It's easy to think of members of the opposite sex as caricatures and stereotypes. When we do this, it's a natural tendency to objectify them, which leads to further harm and disconnection from true emotions.
We are all familiar with the objectification of women. We see it in the music videos, commercials, magazine covers, and other media examples where sexuality is played up. Women are reduced to their body parts - the size of their breasts and posteriors. Suitability for a relationship - especially a sexual one - is determined by the degree of pleasure the male estimates he will receive from coming into contact with her body.
But that's not the only objectification we see. Women are taught to objectify men, as well. They do this by seeing a man only as an ATM. His potential for a relationship is judged, not by his character or any barometer other than his income.
This objectification - viewing women as porn stars and men as ATMs - is a huge disservice to both genders. It makes emotional intimacy impossible and makes it easy for either gender to make degrading, harmful decisions about their mates or people they date because those people are not real human beings with feelings, but are only objects.
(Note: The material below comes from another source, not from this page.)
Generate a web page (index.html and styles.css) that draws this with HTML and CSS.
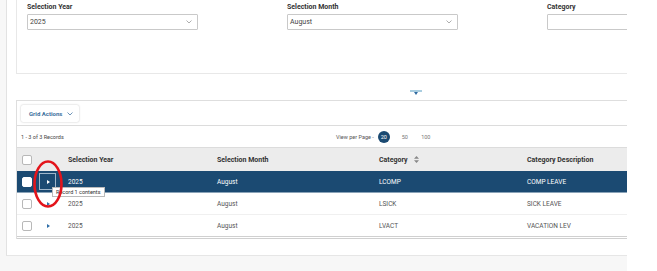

The problem here is that this objectification makes it more likely that father absence will show up in this picture, as the men who impregnate these women they see only as sexual objects are less likely to feel compelled to engage with them on any level to help with the children. And for the women who objectify the men, these women see these men only as financial resources, not as people who can provide emotional or mental support and assistance in the lives of the children they have created together.
Objectification by both genders can be a factor in father absence, and so must be addressed. Both genders must realize that their mates or members of the opposite sex are more than sexual objects or ATMs. They are people with feelings, hopes, goals, dreams, abilities, and strengths. Realizing this can help both genders see the other as more than simple objects.
This is important because it impacts our families. When we see each other beyond stereotypical objects and caricatures, we can get to the real issues that matter so we can address each other as human beings who can participate in the lives of our children.